If your legacy is the entity, you’re playing a different game entirely. You’re building something that carries your philosophy forward through people who didn’t build it but believe in it. That’s harder. It requires you to codify not just what you do, but why you do it, and then trust others to interpret that when you’re no longer in the room.


And here’s the part nobody wants to say out loud: even if you build for the entity, the soul still leaves with you. What remains is stewardship.


Where I actually am with Alternative Wealth Partners:

I’d be lying if I said AWP doesn’t center on me right now. It does. My deal instincts, my investor relationships, my willingness to be contrarian when the market wants conformity. That’s the engine. I’m not replaceable today, and I’m not pretending otherwise.


But I’ve made a deliberate choice: I’m building AWP as a generational business, not a liquidation event. That means every system, every investor communication, every underwriting framework has to be built like I’m not the answer. Not because I’m trying to disappear, but because the mission of democratizing generational wealth is bigger than any one person. Including me.


Do I think AWP can survive beyond me? Yes. Will it be the same? No. And I’ve made peace with that.


What I’m building is a philosophy and a standard that the next stewards can carry forward.
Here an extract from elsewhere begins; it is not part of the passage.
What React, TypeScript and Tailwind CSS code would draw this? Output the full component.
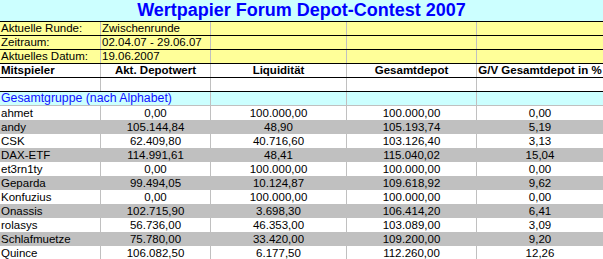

Whether that’s internal leadership I’ve developed or the next generation of my own family, they won’t be running “Kelly’s company.” They’ll be running a company that was shaped by how I thought, what I prioritized, and what I refused to compromise on. That’s what transfers. The rest is just memory.


The Buffett truth:

Berkshire will outlive Buffett. But Buffett won’t. The investor experience, the annual letters, the folksy wisdom from Omaha. That’s not replicable. The stewards he’s chosen will protect the portfolio and honor the principles. But the soul of Berkshire Hathaway walks out the door with him.


That’s not a failure. That’s just the truth about founder-led businesses. You can transfer the entity. You can transfer the assets. You can even transfer the culture if you’re intentional about it. But you can’t transfer you.


The founders who build generational businesses aren’t the ones who figured out how to live forever through their company. They’re the ones who built something worth stewarding, and then chose stewards worthy of it.